None of the lawyers interviewed for this article would predict where the high court could come down. The law, according to court filings, could justify any of the three lines. Clearly, there are political considerations, especially for a high court dominated by a conservative majority. Drawing the line at the water’s edge is culturally and politically in synch with at least four justices who have sought in previous natural resource cases to enhance individual rights and diminish public oversight.
 But banning beach walking is such a departure from Michigan’s legal and cultural tradition that few attorneys believe the Supreme Court would make such a sweeping decision, particularly when there is a legally sound compromise.

“We’re hoping for a narrow decision that clarifies the law and defines the rights of citizens,” said Gail Gruenwald, an attorney and executive director of the Petoskey-based Tip of the Mitt Watershed Council.

The effect of the ruling will be profound.
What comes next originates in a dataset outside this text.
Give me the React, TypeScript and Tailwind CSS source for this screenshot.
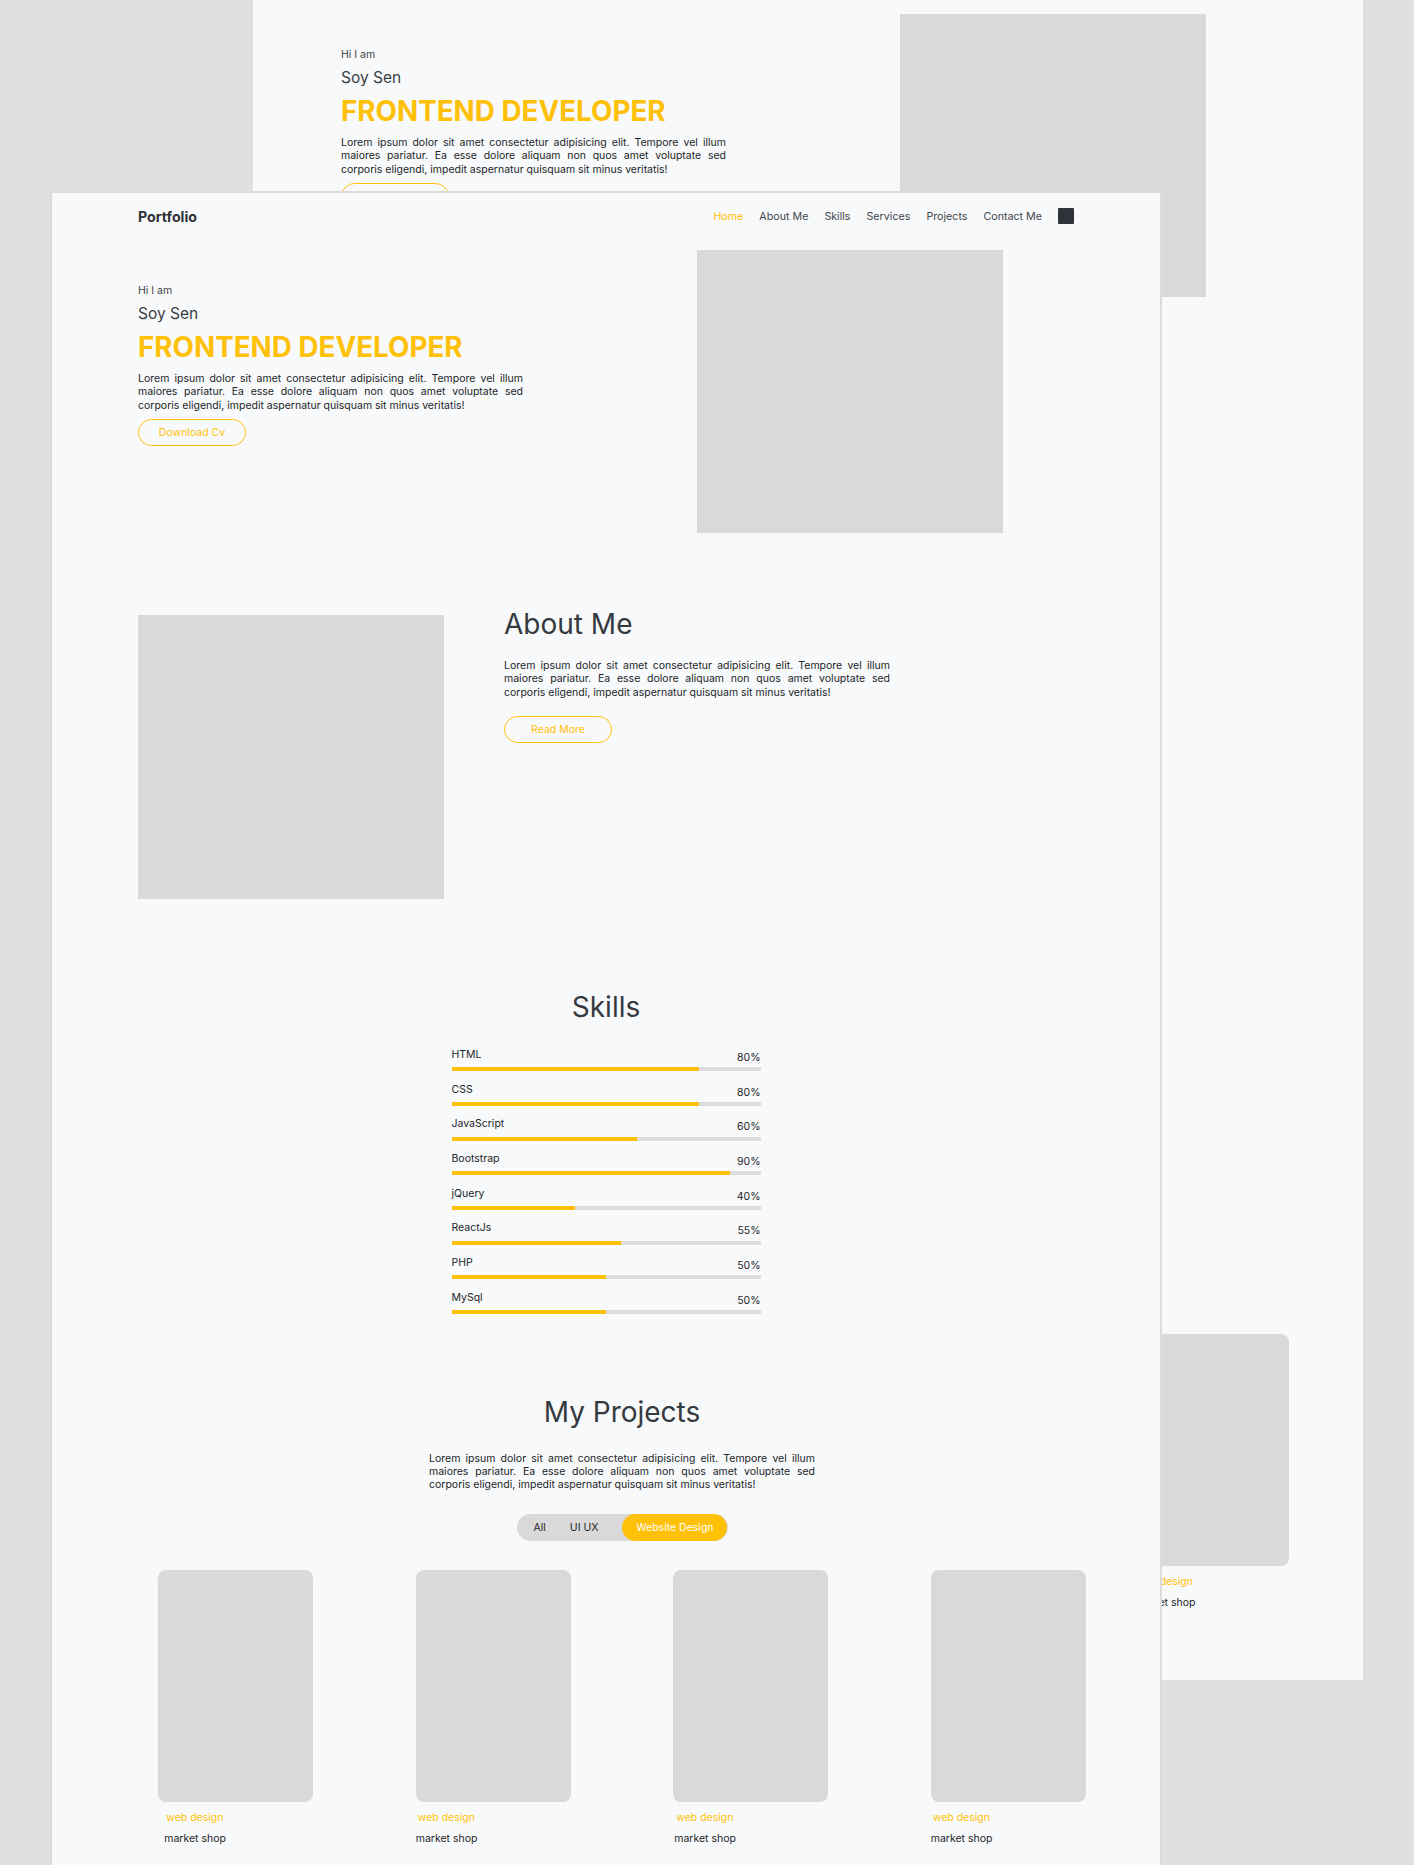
import React from "react";

const skills = [
  { name: "HTML", value: 80 },
  { name: "CSS", value: 80 },
  { name: "JavaScript", value: 60 },
  { name: "Bootstrap", value: 90 },
  { name: "jQuery", value: 40 },
  { name: "ReactJs", value: 55 },
  { name: "PHP", value: 50 },
  { name: "MySql", value: 50 },
];

const cards = [{ shift: 6 }, { shift: 0 }, { shift: 1 }, { shift: 0 }];

const lorem =
  "Lorem ipsum dolor sit amet consectetur adipisicing elit. Tempore vel illum maiores pariatur. Ea esse dolore aliquam non quos amet voluptate sed corporis eligendi, impedit aspernatur quisquam sit minus veritatis!";

function Page() {
  return (
    <div className="flex flex-col">
      {/* Navbar */}
      <nav className="flex h-[47px] items-center justify-between px-[86px]">
        <span className="text-[14.2px] font-bold leading-[19px] text-[#2f3338]">Portfolio</span>
        <div className="flex items-center gap-[16px] text-[10.7px] leading-[14px] text-[#41454b]">
          <a className="text-[#ffc107]">Home</a>
          <a>About Me</a>
          <a>Skills</a>
          <a>Services</a>
          <a>Projects</a>
          <a>Contact Me</a>
          <span className="-mt-[1px] h-[16px] w-[16px] rounded-[1px] bg-[#30343a]" />
        </div>
      </nav>

      {/* Hero */}
      <section className="mt-[10px] flex items-start pl-[86px]">
        <div className="w-[385px] pt-[34px]">
          <p className="text-[10.5px] leading-[13px] text-[#3d4147]">Hi I am</p>
          <p className="mt-[7px] text-[15.5px] leading-[19px] text-[#3a3e44]">Soy Sen</p>
          <h1 className="mt-[8px] text-[27.8px] font-bold leading-[33px] text-[#ffc107]">
            FRONTEND DEVELOPER
          </h1>
          <p className="mt-[8px] text-justify text-[10.5px] leading-[13.3px] text-[#212529]">{lorem}</p>
          <button className="mt-[7px] flex h-[27px] w-[108px] items-center justify-center rounded-full border border-[#ffc107] text-[10.5px] text-[#ffc107]">
            Download Cv
          </button>
        </div>
        <div className="ml-[174px] h-[283px] w-[306px] bg-[#d9d9d9]" />
      </section>

      {/* About */}
      <section className="mt-[74px] flex items-start pl-[86px]">
        <div className="mt-[8px] h-[284px] w-[306px] bg-[#d9d9d9]" />
        <div className="ml-[60px] w-[386px]">
          <h2 className="text-[28px] font-normal leading-[34px] text-[#343a40]">About Me</h2>
          <p className="mt-[18px] text-justify text-[10.5px] leading-[13.3px] text-[#212529]">{lorem}</p>
          <button className="mt-[17px] flex h-[27px] w-[108px] items-center justify-center rounded-full border border-[#ffc107] text-[10.5px] text-[#ffc107]">
            Read More
          </button>
        </div>
      </section>

      {/* Skills */}
      <section className="mt-[91px] flex flex-col items-center">
        <h2 className="text-[28px] font-normal leading-[34px] text-[#343a40]">Skills</h2>
        <div className="mt-[24px] flex w-[309px] flex-col gap-[11.4px]">
          {skills.map((s) => (
            <div key={s.name}>
              <div className="flex items-start justify-between text-[10.5px] leading-[13px] text-[#212529]">
                <span>{s.name}</span>
                <span className="mt-[3px]">{s.value}%</span>
              </div>
              <div className="mt-[3.3px] h-[4px] w-full bg-[#dcdcdc]">
                <div className="h-full bg-[#ffc107]" style={{ width: `${s.value}%` }} />
              </div>
            </div>
          ))}
        </div>
      </section>

      {/* Projects */}
      <section className="ml-[55px] mt-[81px] flex w-[1030px] flex-col items-center">
        <h2 className="text-[28px] font-normal leading-[34px] text-[#343a40]">My Projects</h2>
        <p className="mt-[23px] w-[386px] text-justify text-[10.5px] leading-[13px] text-[#212529]">{lorem}</p>
        <div className="mt-[23px] flex h-[27px] w-[211px] items-center rounded-full bg-[#d9d9d9] pl-[17px] text-[10.5px] text-[#212529]">
          <span>All</span>
          <span className="ml-[24px]">UI UX</span>
          <span className="ml-[24px] flex h-full w-[105px] items-center justify-center rounded-full bg-[#ffc107] text-white">
            Website Design
          </span>
        </div>
        <div className="mt-[29px] grid w-full grid-cols-4">
          {cards.map((c, i) => (
            <div key={i} className="flex justify-center">
              <div className="w-[155px]">
                <div className="h-[232px] w-[155px] rounded-[8px] bg-[#d9d9d9]" />
                <div style={{ paddingLeft: c.shift }}>
                  <p className="mt-[8.5px] pl-[2px] text-[10.5px] leading-[13px] text-[#ffc107]">web design</p>
                  <p className="mt-[8px] text-[10.5px] leading-[13px] text-[#222529]">market shop</p>
                </div>
              </div>
            </div>
          ))}
        </div>
      </section>
    </div>
  );
}

export default function App() {
  return (
    <div className="relative h-[1865px] w-[1414px] overflow-hidden bg-[#e0e0e0] font-['Inter',sans-serif]">
      {/* Back window */}
      <div className="absolute left-[253px] top-[-43px] h-[1723px] w-[1110px] overflow-hidden bg-[#f8f9fa] pl-[2px]">
        <Page />
      </div>
      {/* Front window */}
      <div className="absolute left-[52px] top-[193px] h-[1723px] w-[1108px] overflow-hidden bg-[#f8f9fa] ring-2 ring-[#dcdcdc]">
        <Page />
      </div>
    </div>
  );
}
Should the court ban beach walking, it would effectively limit public access just to shoreline within state parks and other public lands.

Another effect, one already being felt, will be a proliferation of new fences and “keep out” signs marring gorgeous scenery. The irony of this result is unmistakable. Some of the same shoreline owners who are nervous about strangers walking on the beach are already contending with neighbors who have erected unsightly fences to the water’s edge. Confrontations are occurring where none happened before. Morning beach walks are no longer so pleasant and in some areas — parts of Allegan County, for instance — are actively discouraged by new barriers.

The new fences signal that it’s not just ready access to the Great Lakes shoreline that’s at stake. If the state Supreme Court grants citizens the right to walk along the water’s edge, it would affirm something that most Michiganians regard as a birthright and resolve a conflict that, left unresolved, threatens to turn the Great Lakes coast into something it never was — a place of mistrust and unease.